Don't know and don't care about the amphib ship. I am only concerned with the dishonor to the silent service.
One of his daughters, maybe?
No, he was not.
When I wrote that I thought it was a tiny very vast moving ship, I’ve since learned otherwise ... my bad
I wonder if they were in transit or doing something else.
It is a propaganda goldmine for Iran to have this happen in their back yard.
Oh well, let them start believing we are inept. As the CIA use to say, “We love when our failures are publicized”.
Yes he was. By far, hands down, no questions about it. He was also supposed to be smarter than that. Even if the CO of the amphib ship tried to ram the sub deliberately he should not have been able to do so.

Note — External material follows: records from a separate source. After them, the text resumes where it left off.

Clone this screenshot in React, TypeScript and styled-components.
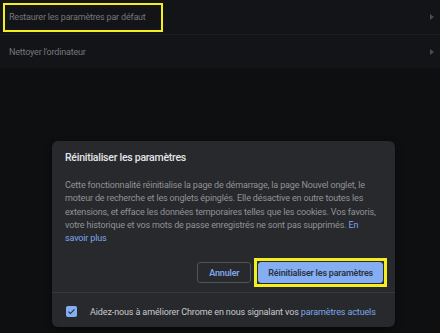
import styled, { createGlobalStyle } from "styled-components";

const GlobalStyle = createGlobalStyle`
  html, body {
    margin: 0;
    padding: 0;
    background: #0e0f11;
  }
  * {
    box-sizing: border-box;
  }
`;

const PageStyled = styled.div`
  position: relative;
  width: 440px;
  height: 333px;
  overflow: hidden;
  background: #0e0f11;
  font-family: Roboto, "Liberation Sans", sans-serif;
`;

const SettingsCardStyled = styled.div`
  background: #131417;
  display: flex;
  flex-direction: column;
`;

const RowStyled = styled.div<{ divider?: boolean }>`
  height: ${(props) => (props.divider ? "35px" : "33px")};
  display: flex;
  align-items: center;
  justify-content: space-between;
  padding: 0 6px 0 3px;
  border-bottom: ${(props) => (props.divider ? "1px solid #1c1d20" : "none")};
`;

const RowLabelStyled = styled.span<{ highlighted?: boolean }>`
  display: flex;
  align-items: center;
  height: 29px;
  padding: 0 15px 0 4px;
  border: 2px solid ${(props) => (props.highlighted ? "#f5ee1f" : "transparent")};
  color: #74777b;
  font-size: 9px;
  letter-spacing: -0.2px;
`;

const ArrowStyled = styled.span`
  width: 0;
  height: 0;
  border-top: 3px solid transparent;
  border-bottom: 3px solid transparent;
  border-left: 4px solid #4a4c50;
`;

const BackdropStyled = styled.div`
  position: absolute;
  inset: 0;
  display: flex;
  align-items: flex-start;
  padding: 141px 0 0 52px;
`;

const DialogStyled = styled.div`
  width: 343px;
  height: 186px;
  background: #28292c;
  border-radius: 6px;
  box-shadow: 0 2px 6px rgba(0, 0, 0, 0.6);
  display: flex;
  flex-direction: column;
`;

const DialogBodyStyled = styled.div`
  padding: 10px 8px 0 13px;
  flex: 1;
  display: flex;
  flex-direction: column;
`;

const DialogTitleStyled = styled.h2`
  margin: 0 0 14px;
  font-size: 10.5px;
  line-height: 14px;
  font-weight: 500;
  letter-spacing: -0.25px;
  color: #e3e5e8;
`;

const DialogTextStyled = styled.p`
  margin: 0 4px 0 0;
  font-size: 9px;
  line-height: 13.3px;
  letter-spacing: -0.15px;
  color: #8f9398;
`;

const LinkStyled = styled.a`
  color: #7ea7eb;
  text-decoration: none;
`;

const ButtonRowStyled = styled.div`
  display: flex;
  justify-content: flex-end;
  align-items: center;
  gap: 3px;
  margin-top: auto;
  padding-bottom: 5px;
`;

const ButtonStyled = styled.button<{ primary?: boolean }>`
  height: 21px;
  padding: 0 ${(props) => (props.primary ? "9px" : "11px")};
  border-radius: 3px;
  font-family: inherit;
  font-size: 9px;
  font-weight: 600;
  letter-spacing: -0.2px;
  border: 1px solid ${(props) => (props.primary ? "#85aef2" : "#505357")};
  background: ${(props) => (props.primary ? "#85aef2" : "transparent")};
  color: ${(props) => (props.primary ? "#2a3342" : "#7ea7eb")};
`;

const HighlightStyled = styled.span`
  display: flex;
  padding: 1px;
  border: 3px solid #f5ee1f;
  background: #2a2b2e;
`;

const FooterStyled = styled.div`
  height: 35px;
  border-top: 1px solid #36373a;
  display: flex;
  align-items: center;
  gap: 13px;
  padding: 3px 0 0 14px;
  font-size: 9px;
  letter-spacing: -0.12px;
  color: #c9cbcf;
`;

const CheckboxStyled = styled.span`
  width: 11px;
  height: 11px;
  border-radius: 2px;
  background: #85aef2;
  display: flex;
  align-items: center;
  justify-content: center;
`;

const App = () => {
  return (
    <PageStyled>
      <GlobalStyle />
      <SettingsCardStyled>
        <RowStyled divider>
          <RowLabelStyled highlighted>Restaurer les paramètres par défaut</RowLabelStyled>
          <ArrowStyled />
        </RowStyled>
        <RowStyled>
          <RowLabelStyled>Nettoyer l'ordinateur</RowLabelStyled>
          <ArrowStyled />
        </RowStyled>
      </SettingsCardStyled>
      <BackdropStyled>
        <DialogStyled>
          <DialogBodyStyled>
            <DialogTitleStyled>Réinitialiser les paramètres</DialogTitleStyled>
            <DialogTextStyled>
              Cette fonctionnalité réinitialise la page de démarrage, la page Nouvel onglet, le
              moteur de recherche et les onglets épinglés. Elle désactive en outre toutes les
              extensions, et efface les données temporaires telles que les cookies. Vos favoris,
              votre historique et vos mots de passe enregistrés ne sont pas supprimés.{" "}
              <LinkStyled>En savoir plus</LinkStyled>
            </DialogTextStyled>
            <ButtonRowStyled>
              <ButtonStyled>Annuler</ButtonStyled>
              <HighlightStyled>
                <ButtonStyled primary>Réinitialiser les paramètres</ButtonStyled>
              </HighlightStyled>
            </ButtonRowStyled>
          </DialogBodyStyled>
          <FooterStyled>
            <CheckboxStyled>
              <svg width="9" height="9" viewBox="0 0 24 24">
                <path d="M4 12.5l5 5L20 6.5" fill="none" stroke="#1f2a3a" strokeWidth="3" />
              </svg>
            </CheckboxStyled>
            <span>
              Aidez-nous à améliorer Chrome en nous signalant vos{" "}
              <LinkStyled>paramètres actuels</LinkStyled>
            </span>
          </FooterStyled>
        </DialogStyled>
      </BackdropStyled>
    </PageStyled>
  );
};

export default App;
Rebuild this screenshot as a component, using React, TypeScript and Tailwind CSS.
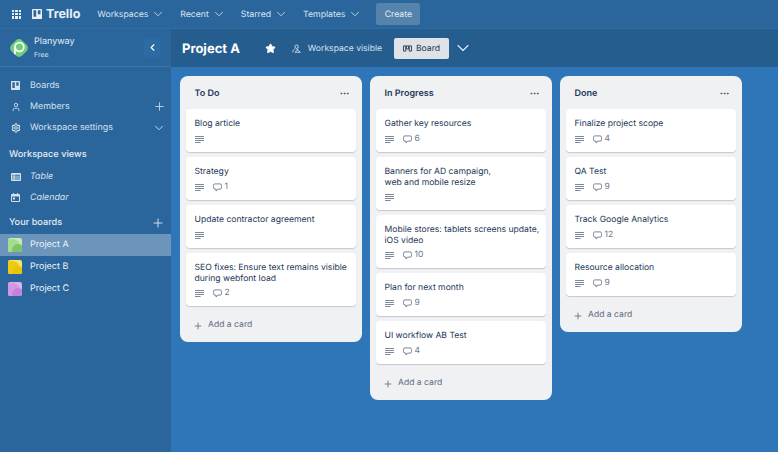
import { FC, ReactNode } from "react";
import { ChevronDown, ChevronLeft, Plus, User, Settings, Star, Ellipsis } from "lucide-react";

const BoardsIcon: FC<{ className?: string }> = ({ className }) => (
  <svg viewBox="0 0 12 12" className={className}>
    <path
      fillRule="evenodd"
      fill="currentColor"
      d="M1 0h10a1 1 0 0 1 1 1v10a1 1 0 0 1-1 1H1a1 1 0 0 1-1-1V1a1 1 0 0 1 1-1zm.8 1.6v7.6h3.2V1.6zm5.2 0v4.6h3.2V1.6z"
    />
  </svg>
);

const DescIcon = () => (
  <svg viewBox="0 0 9 7" className="h-[7px] w-[9px] shrink-0 text-[#7d8899]">
    <path fill="currentColor" d="M0 0h9v1.1H0zM0 2h9v1.1H0zM0 4h9v1.1H0zM0 6h5.5v1H0z" />
  </svg>
);

const CommentIcon = () => (
  <svg viewBox="0 0 10 10" className="h-[9px] w-[9px] text-[#5e6c84]" fill="none" stroke="currentColor" strokeWidth="0.9">
    <path d="M2.2 1h5.6A1.7 1.7 0 0 1 9.5 2.7v2.4a1.7 1.7 0 0 1-1.7 1.7H5.2L3.4 8.9V6.8H2.2A1.7 1.7 0 0 1 .5 5.1V2.7A1.7 1.7 0 0 1 2.2 1z" />
  </svg>
);

const TableIcon = () => (
  <svg viewBox="0 0 10 8" className="h-[8px] w-[10px]">
    <path
      fillRule="evenodd"
      fill="currentColor"
      d="M1 0h8a1 1 0 0 1 1 1v6a1 1 0 0 1-1 1H1a1 1 0 0 1-1-1V1a1 1 0 0 1 1-1zm0 1.8v1h1.6v-1zm2.6 0v1H9v-1zM1 3.6v1h1.6v-1zm2.6 0v1H9v-1zM1 5.4v1h1.6v-1zm2.6 0v1H9v-1z"
    />
  </svg>
);

const CalendarIcon = () => (
  <svg viewBox="0 0 9 9" className="h-[9px] w-[9px]">
    <path
      fillRule="evenodd"
      fill="currentColor"
      d="M2 0h1v1h3V0h1v1h1a1 1 0 0 1 1 1v6a1 1 0 0 1-1 1H1a1 1 0 0 1-1-1V2a1 1 0 0 1 1-1h1zM1 3.4V8h7V3.4zM2 4.6h2v1.8H2z"
    />
  </svg>
);

const VisibleIcon = () => (
  <svg viewBox="0 0 10 10" className="h-[9px] w-[9px] text-[#e4ecf4]" fill="none" stroke="currentColor" strokeWidth="0.9">
    <circle cx="5.2" cy="3" r="1.9" />
    <path d="M.8 9.2c.1-2 1.2-3.4 2.8-3.8M5 5.6l4.2 3.6H3.4L7 5.4" />
  </svg>
);

const BoardGlyph = () => (
  <svg viewBox="0 0 10 7" className="h-[7px] w-[9px] text-[#253858]" fill="none" stroke="currentColor" strokeWidth="1">
    <path d="M.6.6h2.5v5.8H.6zM3.8.6h2.4v3.4H3.8zM6.9.6h2.5v5.8H6.9z" />
  </svg>
);

const Logo = () => (
  <svg viewBox="0 0 22 22" className="h-[22px] w-[22px] shrink-0">
    <rect x="3.4" y="3.4" width="15.2" height="15.2" rx="4.5" transform="rotate(45 11 11)" fill="#6fce7c" />
    <circle cx="11.4" cy="10" r="4.4" fill="none" stroke="#fff" strokeWidth="1.7" />
    <path d="M7 10v6.5" stroke="#fff" strokeWidth="1.7" strokeLinecap="round" />
  </svg>
);

const Thumb: FC<{ base: string; light: string; dark: string }> = ({ base, light, dark }) => (
  <svg viewBox="0 0 14 14" className="h-[14px] w-[14px] shrink-0 rounded-[2px]">
    <rect width="14" height="14" fill={light} />
    <circle cx="4" cy="9" r="8" fill={base} />
    <circle cx="10" cy="12" r="6" fill={dark} />
  </svg>
);

const NavItem: FC<{ label: string }> = ({ label }) => (
  <div className="flex items-center gap-[3px] text-[8.7px] text-[#d9e5f0]">
    <span className="pt-[4px]">{label}</span>
    <ChevronDown className="h-[14px] w-[14px]" strokeWidth={1.4} />
  </div>
);

const SideRow: FC<{ icon: ReactNode; label: string; right?: ReactNode; italic?: boolean }> = ({
  icon,
  label,
  right,
  italic,
}) => (
  <div className="flex h-[21px] items-center pl-[11px] pr-[5px] text-[#d5e2ee]">
    <span className="flex w-[19px] shrink-0">{icon}</span>
    <span className={`text-[8.9px] ${italic ? "italic" : ""}`}>{label}</span>
    <span className="ml-auto">{right}</span>
  </div>
);

const BoardRow: FC<{ label: string; thumb: ReactNode; active?: boolean }> = ({ label, thumb, active }) => (
  <div className={`flex h-[22px] items-center gap-[8px] pl-[8px] text-[9px] text-[#eef3f8] ${active ? "bg-[#6b95bb]" : ""}`}>
    {thumb}
    {label}
  </div>
);

interface CardData {
  title: string[];
  comments?: number;
}

const Card: FC<{ card: CardData }> = ({ card }) => (
  <div className="rounded-[4px] bg-white pb-[8px] pl-[8.5px] pr-[9px] pt-[10px] shadow-[0_1px_1px_#c5c9d0]">
    <div className="flex flex-col">
      {card.title.map((line, i) => (
        <div
          key={line}
          className={`whitespace-nowrap text-[8.6px] leading-[11px] text-[#253858] ${i === 0 ? "h-[11px]" : "h-[10px]"}`}
        >
          {line}
        </div>
      ))}
    </div>
    <div className="mt-[4px] flex h-[10px] items-center text-[8.5px] text-[#6b778c]">
      <DescIcon />
      {card.comments !== undefined && (
        <span className="ml-[9px] flex items-center gap-[3px]">
          <CommentIcon />
          {card.comments}
        </span>
      )}
    </div>
  </div>
);

const List: FC<{ title: string; cards: CardData[] }> = ({ title, cards }) => (
  <div className="flex w-[182px] shrink-0 flex-col rounded-[8px] bg-[#f0f1f3] px-[6px]">
    <div className="flex h-[33px] items-center pl-[8.5px] pr-[6px] pt-[2px] text-[9px] font-semibold text-[#253858]">
      {title}
      <Ellipsis className="ml-auto h-[11px] w-[11px] text-[#42526e]" />
    </div>
    <div className="flex flex-col gap-[5px]">
      {cards.map((card) => (
        <Card key={card.title[0]} card={card} />
      ))}
    </div>
    <div className="flex h-[36px] items-center gap-[5px] pl-[7px] pt-[3px] text-[8.6px] text-[#5e6c84]">
      <Plus className="h-[10px] w-[10px]" />
      Add a card
    </div>
  </div>
);

const lists: { title: string; cards: CardData[] }[] = [
  {
    title: "To Do",
    cards: [
      { title: ["Blog article"] },
      { title: ["Strategy"], comments: 1 },
      { title: ["Update contractor agreement"] },
      { title: ["SEO fixes: Ensure text remains visible", "during webfont load"], comments: 2 },
    ],
  },
  {
    title: "In Progress",
    cards: [
      { title: ["Gather key resources"], comments: 6 },
      { title: ["Banners for AD campaign,", "web and mobile resize"] },
      { title: ["Mobile stores: tablets screens update,", "iOS video"], comments: 10 },
      { title: ["Plan for next month"], comments: 9 },
      { title: ["UI workflow AB Test"], comments: 4 },
    ],
  },
  {
    title: "Done",
    cards: [
      { title: ["Finalize project scope"], comments: 4 },
      { title: ["QA Test"], comments: 9 },
      { title: ["Track Google Analytics"], comments: 12 },
      { title: ["Resource allocation"], comments: 9 },
    ],
  },
];

export default function App() {
  return (
    <div className="flex h-[452px] w-[778px] flex-col overflow-hidden bg-[#2f76b9] font-['Inter',sans-serif] [text-rendering:geometricPrecision]">
      <header className="flex h-[29px] shrink-0 items-center gap-[15px] border-b border-[#2f6c9f] bg-[#2a669c] pl-[12px]">
        <div className="grid h-[9px] w-[9px] grid-cols-3 gap-[1px]">
          {Array.from({ length: 9 }).map((_, i) => (
            <span key={i} className="bg-[#e8eff6]" />
          ))}
        </div>
        <div className="-ml-[4px] mr-[2px] flex items-center gap-[4px] text-[12.5px] font-bold leading-none text-[#e8eff6]">
          <BoardsIcon className="h-[10px] w-[10px]" />
          <span className="pt-[2px]">Trello</span>
        </div>
        <NavItem label="Workspaces" />
        <NavItem label="Recent" />
        <NavItem label="Starred" />
        <NavItem label="Templates" />
        <div className="-ml-[1px] flex h-[22px] w-[44px] items-center justify-center rounded-[2px] bg-[#5583ac] pt-[4px] text-[8.7px] text-[#e4ecf4]">
          Create
        </div>
      </header>
      <div className="flex min-h-0 flex-1">
        <aside className="w-[171px] shrink-0 bg-[#2a669c] text-[#e4ecf4]">
          <div className="flex h-[38px] items-center border-b border-[#3d76a7] pl-[8px] pr-[11px]">
            <Logo />
            <div className="ml-[4px] flex flex-col">
              <span className="text-[9px] leading-[13px] text-[#e4ecf4]">Planyway</span>
              <span className="text-[7px] leading-[13px] text-[#d5e2ee]">Free</span>
            </div>
            <div className="ml-auto flex h-[20px] w-[16px] items-center justify-center rounded-[2px] bg-[#2d6ba2]">
              <ChevronLeft className="h-[11px] w-[11px] text-white" strokeWidth={2.5} />
            </div>
          </div>
          <div className="pt-[8px]">
            <SideRow icon={<BoardsIcon className="h-[9px] w-[9px]" />} label="Boards" />
            <SideRow
              icon={<User className="h-[10px] w-[10px]" />}
              label="Members"
              right={<Plus className="h-[13px] w-[13px]" strokeWidth={1.5} />}
            />
            <SideRow
              icon={<Settings className="h-[10px] w-[10px]" strokeWidth={2.5} />}
              label="Workspace settings"
              right={<ChevronDown className="h-[14px] w-[14px]" strokeWidth={1.5} />}
            />
          </div>
          <div className="pl-[9px] pt-[10px] text-[9.2px] font-medium leading-[14px] text-[#e4ecf4]">Workspace views</div>
          <div className="pt-[4px]">
            <SideRow icon={<TableIcon />} label="Table" italic />
            <SideRow icon={<CalendarIcon />} label="Calendar" italic />
          </div>
          <div className="flex items-center pl-[9px] pr-[6px] pt-[8px] text-[9.2px] font-medium leading-[14px] text-[#e4ecf4]">
            Your boards
            <Plus className="ml-auto h-[14px] w-[14px]" strokeWidth={1.5} />
          </div>
          <div className="pt-[4px]">
            <BoardRow label="Project A" thumb={<Thumb base="#a5db8f" light="#c5e8b5" dark="#7cc66a" />} active />
            <BoardRow label="Project B" thumb={<Thumb base="#eccb12" light="#f7e46c" dark="#e8c40c" />} />
            <BoardRow label="Project C" thumb={<Thumb base="#cf97e4" light="#dcb0ec" dark="#c283dd" />} />
          </div>
        </aside>
        <main className="flex min-w-0 flex-1 flex-col">
          <div className="flex h-[38px] shrink-0 items-center bg-[#265d8f] pl-[11px] text-white">
            <span className="pt-[3px] text-[13px] font-bold">Project A</span>
            <Star className="ml-[25px] h-[11px] w-[11px]" fill="currentColor" />
            <span className="ml-[16px]">
              <VisibleIcon />
            </span>
            <span className="ml-[7px] pt-[2px] text-[8.6px] text-[#d5e2ee]">Workspace visible</span>
            <div className="ml-[12px] flex h-[21px] w-[55px] items-center justify-center gap-[4px] rounded-[2px] bg-[#dfe2e7] text-[8.7px] text-[#253858]">
              <BoardGlyph />
              <span className="pt-[3px]">Board</span>
            </div>
            <ChevronDown className="ml-[4px] h-[20px] w-[20px] text-[#e4ecf4]" strokeWidth={1.3} />
          </div>
          <div className="flex items-start gap-[8px] pl-[9px] pt-[9px]">
            {lists.map((list) => (
              <List key={list.title} title={list.title} cards={list.cards} />
            ))}
          </div>
        </main>
      </div>
    </div>
  );
}
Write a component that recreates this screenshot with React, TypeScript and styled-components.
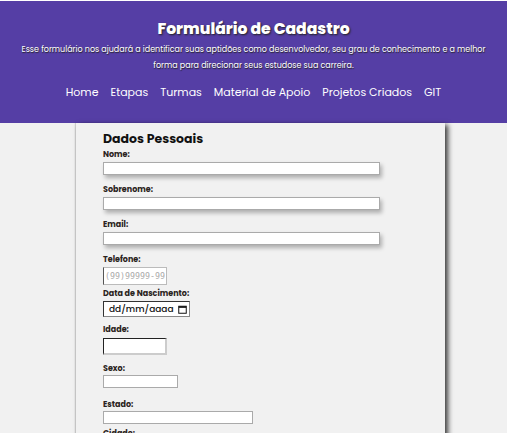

Nah, don’t pick on the girls. They didn’t ask for a dolt for a father.
A sub is not a ship. It’s a boat.
OK...so he wasn’t a Commander...but he did serve on subs....
Carter served on surface ships and on diesel-electric submarines in the Atlantic and Pacific fleets. As a junior officer, he completed qualification for command of a diesel-electric submarine. He applied for the U.S. Navy’s fledgling nuclear submarine program run by then Captain Hyman G. Rickover. Rickover’s demands on his men and machines were legendary, and Carter later said that, next to his parents, Rickover had the greatest influence on him.
Carter has said that he loved the Navy, and had planned to make it his career. His ultimate goal was to become Chief of Naval Operations. Carter felt the best route for promotion was with submarine duty since he felt that nuclear power would be increasingly used in submarines. During service on the diesel-electric submarine USS Pomfret, Carter was almost washed overboard.[6] After six years of military service, Carter trained for the position of engineering officer in submarine USS Seawolf, then under construction.[7] Carter completed a non-credit introductory course in nuclear reactor power at Union College starting in March 1953. This followed Carter’s first-hand experience as part of a group of American and Canadian servicemen who took part in cleaning up after a nuclear meltdown at Canada’s Chalk River Laboratories reactor.[8][9]
When they want to do something sneaky.
...and submariners like to go down on them...
Another trillion dollar spending spree for oil clean up and Planned Parenthood? (Yeah. I know. Planned Parenthood has nothing to do with it, but they will be included in the spending spree anyway. They always are.).